Появление дневника следует включить в более широкий контекст формирования новых систем правдоподобия, на которых основывается доверие к романному повествованию. На протяжении XVIII века роман обзаводится разными способами самопрезентации, призванными убедить читателя в подлинности рассказа. То он является в виде рукописи, обнаруженной на чердаке или в сундуке («Робинзон Крузо» Дефо, «Жизнь Марианны» Мариво), то в виде найденной или переданной в руки издателю переписки («Новая Элоиза» Руссо, «Опасные связи» Шодерло де Лакло). Автор в таком случае предстает простым переписчиком, отрицая принадлежность его сочинения к романному жанру. Иначе говоря, роман убеждает в своей подлинности, подчеркивая спонтанность повествования, его действенный характер, поскольку перед нами (облеченные в слова) поступки персонажа, не являющегося писателем и не предполагавшего их публиковать. Многочисленные предисловия и обращения к читателю нужны именно для констатации приватной, интимной природы текста. Это отчасти объясняет столь же упорное осуждение романа, будь то при сравнении его с историей, как в случае Лангле Дюфренуа[287]

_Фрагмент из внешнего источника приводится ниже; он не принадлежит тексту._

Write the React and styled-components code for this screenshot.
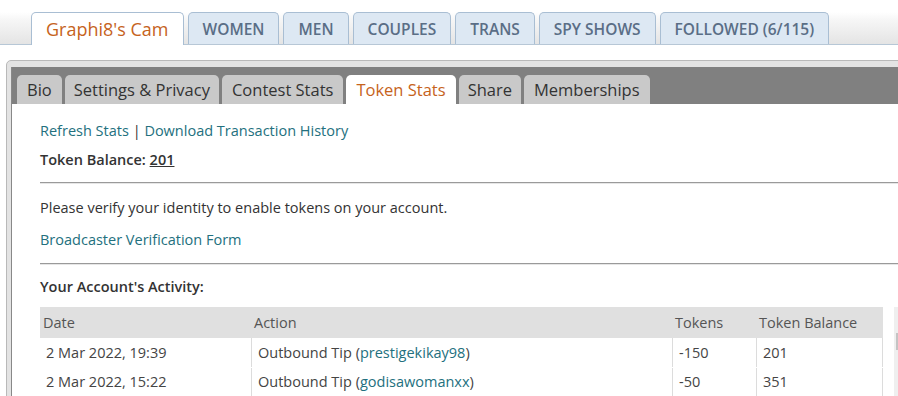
import React from 'react'
import styled, { createGlobalStyle } from 'styled-components';

const Global = createGlobalStyle`
    body {
        margin: 0;
        background: #fff;
        font-family: "Open Sans", "DejaVu Sans", sans-serif;
        overflow: hidden;
    }
`;

const Page = styled.div`
    width: 898px;
    height: 396px;
    overflow: hidden;
`;

const TopNav = styled.div`
    display: flex;
    align-items: flex-end;
    gap: 4px;
    height: 44px;
    padding-left: 31px;
    border-bottom: 1px solid #b7c7d6;
    background: linear-gradient(to bottom, #fff 0, #fff 12px, #f6f6f6 20px, #e4e4e4 44px);
`;

const NavTab = styled.div`
    display: flex;
    align-items: center;
    padding: 0 ${p => p.$active ? 14 : 14}px;
    border: 1px solid #a9bed3;
    border-bottom: none;
    border-radius: 5px 5px 0 0;
    margin-bottom: ${p => p.$active ? '-1px' : '0'};
    height: ${p => p.$active ? '32px' : '31px'};
    background: ${p => p.$active ? '#fff' : '#dde8f3'};
    color: ${p => p.$active ? '#c6631c' : '#5a6e86'};
    font-size: ${p => p.$active ? '18px' : '15.5px'};
    font-weight: ${p => p.$active ? 500 : 600};
    white-space: nowrap;
`;

const Frame = styled.div`
    margin: 15px 0 0 6px;
    width: 1000px;
    border: 1px solid #b9b9b9;
    border-radius: 5px 0 0 0;
    background: #e3e3e3;
    padding: 6px 0 0 4px;
`;

const Panel = styled.div`
    background: #fff;
    border-left: 1px solid #888;
`;

const TabStrip = styled.div`
    display: flex;
    align-items: flex-end;
    gap: 3px;
    height: 37px;
    padding-left: 5px;
    background: #808080;
`;

const SubTab = styled.div`
    height: 29px;
    display: flex;
    align-items: center;
    padding: 0 ${p => p.$pad || 9}px;
    border-radius: 5px 5px 0 0;
    background: ${p => p.$active ? '#fff' : '#c9c9c9'};
    color: ${p => p.$active ? '#c6631c' : '#333'};
    font-size: 16.5px;
    white-space: nowrap;
`;

const Content = styled.div`
    padding: 17px 0 0 28px;
    font-size: 14.5px;
    line-height: 20px;
    color: #333;
`;

const Line = styled.div`
    margin-top: ${p => p.$mt || 0}px;
    font-weight: ${p => p.$bold ? 600 : 400};
    white-space: nowrap;
`;

const Link = styled.a`
    color: #23707e;
    text-decoration: none;
`;

const Amount = styled.span`
    text-decoration: underline;
`;

const Rule = styled.div`
    margin-top: ${p => p.$mt}px;
    height: 1px;
    background: #9a9a9a;
    box-shadow: 0 1px 0 #e6e6e6;
`;

const TableRow = styled.div`
    display: flex;
    gap: 11px;
    margin-top: 10px;
`;

const Table = styled.div`
    width: 843px;
    display: grid;
    grid-template-columns: 211px 421px 84px 127px;
`;

const HeadCell = styled.div`
    height: 31px;
    display: flex;
    align-items: center;
    padding-left: 3px;
    background: #e0e0e0;
    color: #555;
`;

const Cell = styled.div`
    height: 29px;
    display: flex;
    align-items: center;
    padding-left: 6px;
    background: #fff;
    color: #444;
    border-left: ${p => p.$first ? 'none' : '1px solid #dcdcdc'};
    border-right: ${p => p.$last ? '1px solid #dcdcdc' : 'none'};
    white-space: nowrap;
`;

const SideBox = styled.div`
    width: 60px;
    height: 90px;
    background: #efefef;
    padding-top: 26px;
    box-sizing: border-box;
`;

const Thumb = styled.div`
    width: 3px;
    height: 17px;
    margin-left: 2px;
    background: #c4c4c4;
`;

const navTabs = ['WOMEN', 'MEN', 'COUPLES', 'TRANS', 'SPY SHOWS', 'FOLLOWED (6/115)'];

const subTabs = [
    { label: 'Bio', pad: 10 },
    { label: 'Settings & Privacy', pad: 9 },
    { label: 'Contest Stats', pad: 10 },
    { label: 'Token Stats', pad: 10, active: true },
    { label: 'Share', pad: 9 },
    { label: 'Memberships', pad: 10 },
];

const rows = [
    { date: '2 Mar 2022, 19:39', user: 'prestigekikay98', tokens: '-150', balance: '201' },
    { date: '2 Mar 2022, 15:22', user: 'godisawomanxx', tokens: '-50', balance: '351' },
];

const App = () => {
    return (
        <Page>
            <Global />
            <TopNav>
                <NavTab $active>Graphi8's Cam</NavTab>
                {navTabs.map(t => <NavTab key={t}>{t}</NavTab>)}
            </TopNav>
            <Frame>
                <Panel>
                    <TabStrip>
                        {subTabs.map(t => (
                            <SubTab key={t.label} $pad={t.pad} $active={t.active}>{t.label}</SubTab>
                        ))}
                    </TabStrip>
                    <Content>
                        <Line>
                            <Link href="#">Refresh Stats</Link> | <Link href="#">Download Transaction History</Link>
                        </Line>
                        <Line $mt={9} $bold>Token Balance: <Amount>201</Amount></Line>
                        <Rule $mt={12} />
                        <Line $mt={15}>Please verify your identity to enable tokens on your account.</Line>
                        <Line $mt={12}><Link href="#">Broadcaster Verification Form</Link></Line>
                        <Rule $mt={13} />
                        <Line $mt={13} $bold>Your Account's Activity:</Line>
                        <TableRow>
                            <Table>
                                <HeadCell>Date</HeadCell>
                                <HeadCell>Action</HeadCell>
                                <HeadCell>Tokens</HeadCell>
                                <HeadCell>Token Balance</HeadCell>
                                {rows.map(r => (
                                    <React.Fragment key={r.date}>
                                        <Cell $first>{r.date}</Cell>
                                        <Cell>Outbound Tip (<Link href="#">{r.user}</Link>)</Cell>
                                        <Cell>{r.tokens}</Cell>
                                        <Cell $last>{r.balance}</Cell>
                                    </React.Fragment>
                                ))}
                            </Table>
                            <SideBox><Thumb /></SideBox>
                        </TableRow>
                    </Content>
                </Panel>
            </Frame>
        </Page>
    );
};

export default App
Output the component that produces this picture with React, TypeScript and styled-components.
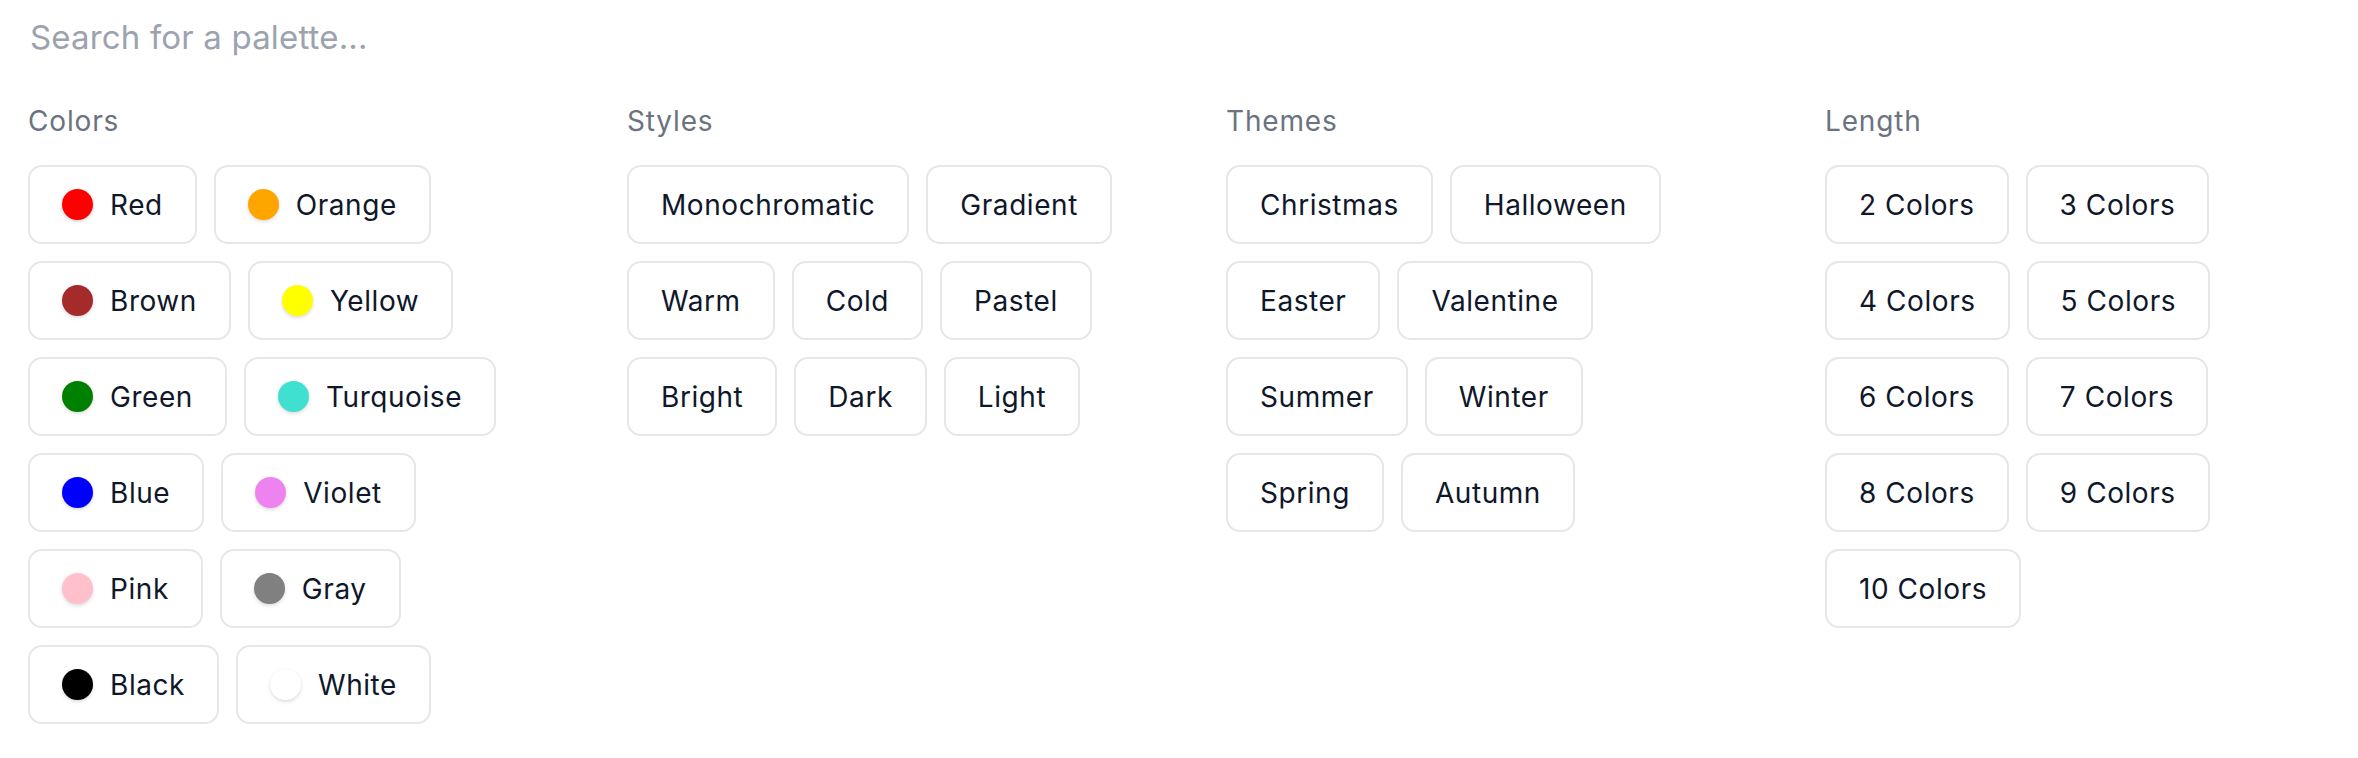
import React from "react";
import styled, { createGlobalStyle } from "styled-components";

const GlobalStyle = createGlobalStyle`
  html, body {
    margin: 0;
    padding: 0;
    background: #ffffff;
  }
  body {
    font-family: Inter, "Noto Sans", "Liberation Sans", sans-serif;
    -webkit-font-smoothing: antialiased;
  }
  * { box-sizing: border-box; }
`;

const Page = styled.div`
  width: 2358px;
  min-height: 758px;
  padding: 0 28px;
  display: flex;
  flex-direction: column;
`;

const SearchInput = styled.input`
  height: 74px;
  width: 800px;
  border: none;
  outline: none;
  background: transparent;
  padding: 0 2px;
  font-family: inherit;
  font-size: 33px;
  letter-spacing: 0.005em;
  color: #111827;
  &::placeholder {
    color: #9ca3af;
    opacity: 1;
  }
`;

const Grid = styled.div`
  margin-top: 26px;
  display: grid;
  grid-template-columns: repeat(4, 1fr);
  column-gap: 94px;
`;

const Section = styled.section`
  display: flex;
  flex-direction: column;
`;

const Heading = styled.h3`
  margin: 0 0 25px 0;
  height: 40px;
  line-height: 42px;
  font-size: 28px;
  font-weight: 400;
  color: #6b7280;
  letter-spacing: 0.03em;
`;

const Rows = styled.div`
  display: flex;
  flex-direction: column;
  gap: 17px;
`;

const Row = styled.div`
  display: flex;
  gap: 17px;
`;

const Chip = styled.button`
  height: 79px;
  display: inline-flex;
  align-items: center;
  gap: 17px;
  padding: 0 32px;
  background: #ffffff;
  border: 2px solid #e5e7eb;
  border-radius: 14px;
  font-family: inherit;
  font-size: 28px;
  font-weight: 400;
  letter-spacing: 0.02em;
  color: #0f172a;
  cursor: pointer;
  white-space: nowrap;
`;

const Dot = styled.span<{ $color: string }>`
  width: 31px;
  height: 31px;
  border-radius: 50%;
  flex: none;
  background: ${(p) => p.$color};
  box-shadow: 0 2px 4px rgba(0, 0, 0, 0.1), 0 1px 3px rgba(0, 0, 0, 0.06);
`;

type Item = { label: string; color?: string };

const colors: Item[][] = [
  [{ label: "Red", color: "red" }, { label: "Orange", color: "orange" }],
  [{ label: "Brown", color: "brown" }, { label: "Yellow", color: "yellow" }],
  [{ label: "Green", color: "green" }, { label: "Turquoise", color: "turquoise" }],
  [{ label: "Blue", color: "blue" }, { label: "Violet", color: "violet" }],
  [{ label: "Pink", color: "pink" }, { label: "Gray", color: "gray" }],
  [{ label: "Black", color: "black" }, { label: "White", color: "white" }],
];

const styles: Item[][] = [
  [{ label: "Monochromatic" }, { label: "Gradient" }],
  [{ label: "Warm" }, { label: "Cold" }, { label: "Pastel" }],
  [{ label: "Bright" }, { label: "Dark" }, { label: "Light" }],
];

const themes: Item[][] = [
  [{ label: "Christmas" }, { label: "Halloween" }],
  [{ label: "Easter" }, { label: "Valentine" }],
  [{ label: "Summer" }, { label: "Winter" }],
  [{ label: "Spring" }, { label: "Autumn" }],
];

const lengths: Item[][] = [
  [{ label: "2 Colors" }, { label: "3 Colors" }],
  [{ label: "4 Colors" }, { label: "5 Colors" }],
  [{ label: "6 Colors" }, { label: "7 Colors" }],
  [{ label: "8 Colors" }, { label: "9 Colors" }],
  [{ label: "10 Colors" }],
];

const sections: { title: string; rows: Item[][] }[] = [
  { title: "Colors", rows: colors },
  { title: "Styles", rows: styles },
  { title: "Themes", rows: themes },
  { title: "Length", rows: lengths },
];

export default function App() {
  return (
    <>
      <GlobalStyle />
      <Page>
        <SearchInput placeholder="Search for a palette..." />
        <Grid>
          {sections.map((s) => (
            <Section key={s.title}>
              <Heading>{s.title}</Heading>
              <Rows>
                {s.rows.map((row, i) => (
                  <Row key={i}>
                    {row.map((it) => (
                      <Chip key={it.label}>
                        {it.color && <Dot $color={it.color} />}
                        {it.label}
                      </Chip>
                    ))}
                  </Row>
                ))}
              </Rows>
            </Section>
          ))}
        </Grid>
      </Page>
    </>
  );
}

, или из–за развращающего воздействия, которые он якобы оказывает на слабые умы, вполне верящие в эти россказни.Та же тенденция приводит к умножению повествований от первого лица, число которых, как показал Рене Деморис, возрастает с конца XVII века. Этот факт можно рассматривать с точки зрения политики, пытаясь понять, какую роль в идеологических столкновениях эпохи играет такой перенос акцента на говорящего субъекта (пускай в виде романного персонажа). Однако нас интересует апроприация романным персонажем новой повествовательной техники, становящейся залогом правдоподобия. Мы воспринимаем рассказ о судьбе персонажа как подлинный в силу того, что он излагается от первого лица, с соответствующими речевыми характеристиками. Таким образом, залогом подлинности сказанного становится то, что находится за пределами публичности, — интимная, приватная сфера. Это позволяет по- новому взглянуть на популярность романов от первого лица. Без сомнения, в ней можно видеть самоутверждение личности, созвучное новой идеологии возвышения личных достоинств и дарований. Но помимо этого, тут надо различать и тенденцию к индивидуализации истины: эффект правдоподобия зависит от интимного признания, даруемого читателем тому, кто держит перо. Это объясняет успех плутовских романов, будь то в переводах («Жизнеописание Гусмана де Альфараче», «Плутовка Хустина», «Жизнеописание Бускона»: последняя книга в «народном» варианте попала в репертуар «Синей библиотеки», о чем писал Роже Шартье) или в подражаниях и адаптациях, мода на которые начинается с «Истории Жиль Бласа из Сантильяны» Лесажа. Возникает вопрос: не связаны ли народные адаптации романа от первого лица с тем, что он формально близок к устному жанру, поскольку такого типа повествование создает иллюзию непосредственного общения, вне привычного культурного посредничества?
В более общем плане вся литература конца XVII столетия отмечена печатью консолидации приватной сферы, которая — повторим еще раз — не поддается прямолинейному анализу. Очевидным образом, в русле этих процессов находятся так называемые «тайные истории», пользовавшиеся тогда существенной популярностью. За ними стояло представление о том, что у всех публичных событий есть скрытое, а потому более подлинное лицо. Так, любые общественные перевороты, помимо политических причин, якобы их объясняющих, часто имеют сугубо частную подоплеку: ревность, любовное увлечение, неконтролируемую страсть. Примеры тому можно видеть в «Тайной истории Марии Бургундской» (1694) и «Тайной истории Генриха IV, короля Кастилии» (1695) мадемуазель Комон де ла Форс, в «Идельгерте, королеве Норвегии, или великодушии любви», «Абре Муле, или Истории свержения Магомета V» Эсташа Ленобля или в «Сире д’Обиньи» (1698) Лесконвеля. Если верить Леноблю, то цель проста: «Тем, кто стремится к наставлениям, знания подаются двумя различными путями. Самый простой и обычный — в виде кратких предписаний в дидактическом порядке. <…> Но самый возвышенный способ — позаимствовать тонкость искусства, дабы обернуть эти предписания в исторические повествования, где, не подавая к тому виду, учат сами события, а развлечение незаметно приводит ум к желаемому знанию» («Тайная история знаменитых заговоров. Заговор Пацци против Медичи»). Без сомнения, речь идет о морали, но вводится она посредством добавления в историческое повествование неизвестных разуму сердечных побуждений.
Таким образом, развитие романа в конце XVII века может рассматриваться как единый процесс, утверждающий сущностное значение приватной сферы, которая является залогом подлинности повествования и источником истинных причинно–следственных связей исторических событий.